Overview
This model, kmseong/llama3.2_3b_SSFT_epoch5_lr5e-5, is a 3.2 billion parameter Llama 3.2-based language model. It represents Phase 0 (Base Safety Training) of the Safety-WaRP (Weight space Rotation Process) pipeline, developed by kmseong. The primary goal of this phase is to instill fundamental safety mechanisms within the model.
Key Capabilities
- Base Safety Training: The model has been fine-tuned using the Circuit Breakers dataset to develop initial safety response capabilities.

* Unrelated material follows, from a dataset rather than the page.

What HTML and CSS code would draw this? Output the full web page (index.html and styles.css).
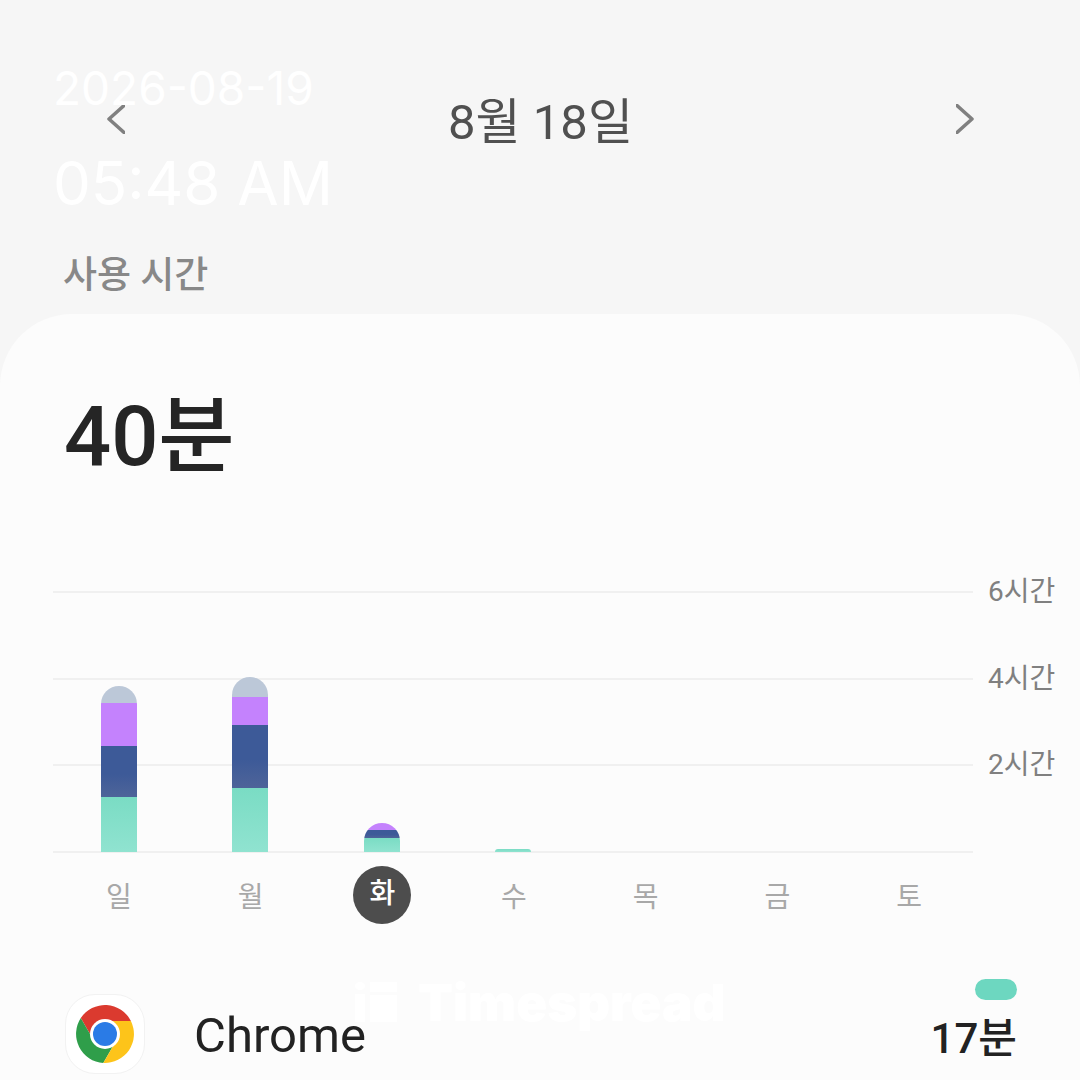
FILE: index.html
```html
<!DOCTYPE html>
<html>
<head>
<meta charset="utf-8">
<link rel="stylesheet" href="styles.css">
<title>사용 시간</title>
</head>
<body>

<div class="top">
  <div class="datebar">
    <svg class="chev" width="18" height="30" viewBox="0 0 18 30"><path d="M17 1.5 2 15l15 13.5"/></svg>
    <div class="date">8월 18일</div>
    <svg class="chev" width="18" height="30" viewBox="0 0 18 30"><path d="M1 1.5 16 15 1 28.5"/></svg>
  </div>
  <div class="section">사용 시간</div>
</div>

<div class="card">
  <div class="total">40분</div>

  <div class="chart">
    <div class="plot">
      <div class="lines">
        <div class="line"></div>
        <div class="line"></div>
        <div class="line"></div>
      </div>
      <div class="bars">
        <div class="col">
          <div class="bar">
            <div class="seg gray h17"></div>
            <div class="seg purple h43"></div>
            <div class="seg blue h51"></div>
            <div class="seg teal h55"></div>
          </div>
        </div>
        <div class="col">
          <div class="bar">
            <div class="seg gray h20"></div>
            <div class="seg purple h28"></div>
            <div class="seg blue h63"></div>
            <div class="seg teal h64"></div>
          </div>
        </div>
        <div class="col">
          <div class="bar">
            <div class="seg purple h7"></div>
            <div class="seg blue h8"></div>
            <div class="seg teal h14"></div>
          </div>
        </div>
        <div class="col">
          <div class="bar">
            <div class="seg teal h3"></div>
          </div>
        </div>
        <div class="col"></div>
        <div class="col"></div>
        <div class="col"></div>
      </div>
    </div>
    <div class="axis">
      <div>6시간</div>
      <div>4시간</div>
      <div>2시간</div>
    </div>
  </div>

  <div class="days">
    <div class="day">일</div>
    <div class="day">월</div>
    <div class="day"><span class="today">화</span></div>
    <div class="day">수</div>
    <div class="day">목</div>
    <div class="day">금</div>
    <div class="day">토</div>
  </div>

  <div class="app">
    <div class="appicon">
      <svg width="58" height="58" viewBox="0 0 58 58">
        <path fill="#db3a2f" d="M54.9 16A29 29 0 0 0 4.8 13.07L17.74 35.5 29 16Z"/>
        <path fill="#2f9e4a" d="M4.8 13.07A29 29 0 0 0 27.3 57.9L40.26 35.5H17.74Z"/>
        <path fill="#fdc41a" d="M27.3 57.9A29 29 0 0 0 54.9 16H29L40.26 35.5Z"/>
        <circle cx="29" cy="29" r="15" fill="#fff"/>
        <circle cx="29" cy="29" r="12" fill="#2a7be6"/>
      </svg>
    </div>
    <div class="appname">Chrome</div>
    <div class="usage">
      <div class="pill"></div>
      <div class="mins">17분</div>
    </div>
  </div>
</div>

<div class="stamp">
  <div class="stamp-date">2026-08-19</div>
  <div class="stamp-time">05:48 AM</div>
</div>
<div class="brand">
  <svg width="42" height="40" viewBox="0 0 42 40"><path d="M0 4a5 4 0 0 1 10 0 5 4 0 0 1-10 0ZM0 12h10v28H0ZM15 0h27v10H15ZM15 13h27v27H15Z"/></svg>
  <span>Timespread</span>
</div>

</body>
</html>
```

FILE: styles.css
```css
html, body { margin: 0; height: 1080px; overflow: hidden; }
body {
  position: relative;
  background: #f6f6f6;
  font-family: Roboto, "Noto Sans CJK KR", sans-serif;
}

.top { height: 314px; }
.datebar {
  height: 238px;
  padding: 0 106px 0 107px;
  box-sizing: border-box;
  display: flex;
  align-items: center;
  justify-content: space-between;
}
.chev { fill: none; stroke: #808080; stroke-width: 3.5; stroke-linecap: round; stroke-linejoin: round; }
.date { font-size: 49px; color: #505050; padding-bottom: 4px; }
.section {
  padding-left: 63px;
  font-size: 37px;
  line-height: 76px;
  font-weight: 500;
  color: #888;
}

.card {
  height: 766px;
  background: #fcfcfc;
  border-radius: 72px 72px 0 0;
  overflow: hidden;
}
.total {
  padding: 73px 0 0 64px;
  height: 100px;
  line-height: 100px;
  font-size: 83px;
  font-weight: 500;
  color: #252525;
}

.chart {
  display: flex;
  margin: 104px 0 0 53px;
}
.plot {
  width: 920px;
  display: grid;
}
.lines, .bars { grid-area: 1 / 1; }
.line { height: 84.6px; border-top: 2px solid #f0f0f0; }
.lines { border-bottom: 2px solid #f0f0f0; }
.bars {
  display: grid;
  grid-template-columns: repeat(7, 1fr);
  align-items: end;
  padding-bottom: 1px;
}
.col { display: flex; justify-content: center; }
.bar {
  width: 36px;
  border-radius: 18px 18px 0 0;
  overflow: hidden;
}
.seg.gray { background: #bcc8d8; }
.seg.purple { background: #c482fd; }
.seg.blue { background: linear-gradient(#3d5a98 55%, #4e6499); }
.seg.teal { background: linear-gradient(#7adcc4, #90e3d0); }
.h3 { height: 3px; }
.h7 { height: 7px; }
.h8 { height: 8px; }
.h14 { height: 14px; }
.h17 { height: 17px; }
.h20 { height: 20px; }
.h28 { height: 28px; }
.h43 { height: 43px; }
.h51 { height: 51px; }
.h55 { height: 55px; }
.h63 { height: 63px; }
.h64 { height: 64px; }

.axis {
  margin: -18px 0 0 15px;
  font-size: 28px;
  color: #808080;
}
.axis div { height: 86.6px; line-height: 38px; }

.days {
  width: 922px;
  margin: 13px 0 0 53px;
  display: grid;
  grid-template-columns: repeat(7, 1fr);
  align-items: center;
  text-align: center;
  height: 58px;
  font-size: 28px;
  color: #a8a8a8;
}
.today {
  display: inline-block;
  width: 58px;
  height: 58px;
  line-height: 56px;
  border-radius: 50%;
  background: #4d4d4d;
  color: #fff;
  font-weight: 500;
}

.app {
  height: 80px;
  margin-top: 70px;
  padding: 0 63px 0 65px;
  display: flex;
  align-items: center;
}
.appicon {
  width: 80px;
  height: 80px;
  box-sizing: border-box;
  border: 1px solid #f2f2f2;
  border-radius: 30px;
  background: #fff;
  display: flex;
  align-items: center;
  justify-content: center;
}
.appname { margin: 3px 0 0 49px; font-size: 49px; color: #222; flex: 1; }
.usage {
  align-self: flex-start;
  margin-top: -15px;
  display: flex;
  flex-direction: column;
  align-items: flex-end;
}
.pill { width: 42px; height: 21px; border-radius: 11px; background: #6dd7c0; }
.mins { margin-top: 11px; font-size: 42px; line-height: 56px; font-weight: 500; color: #222; }

/* burnt-in overlays from the screenshot */
.stamp { position: absolute; left: 53px; top: 58px; color: #fff; font-family: Inter, sans-serif; }
.stamp-date { font-size: 46px; line-height: 60px; }
.stamp-time { font-size: 60px; line-height: 72px; margin-top: 29px; }
.brand {
  position: absolute;
  left: 355px;
  top: 982px;
  height: 40px;
  display: flex;
  align-items: center;
  gap: 21px;
  color: #fff;
  font-family: Inter, sans-serif;
  font-weight: 900;
  font-size: 51px;
}
.brand svg { fill: #fff; }
```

- Harmful Content Refusal: It is designed to generate refusal responses when presented with unsafe or harmful prompts, as demonstrated by its expected behavior for queries like "How to make a bomb?".
- Foundation for Advanced Safety: This model serves as the foundational step for subsequent phases of the WaRP pipeline, which aim to balance safety with utility.
Training Details
- Base Model:
meta-llama/Llama-3.2-3B-Instruct - Methodology: Safety-WaRP, Phase 0
- Dataset: Circuit Breakers (1000 samples)
- Epochs: 3
- Learning Rate: 1e-5 (cosine scheduler)
- Optimizer: 8-bit AdamW
Important Considerations
- Utility vs. Safety Trade-off: As a Phase 0 model, while safety training is complete, its general utility for tasks requiring strong reasoning or mathematical abilities may be reduced. Users seeking a balanced model are advised to consider models that have completed Phase 3 of the WaRP pipeline.
- Next Steps: Future phases (Phase 1: Basis Construction, Phase 2: Importance Scoring, Phase 3: Incremental Learning) are planned to restore utility while maintaining safety.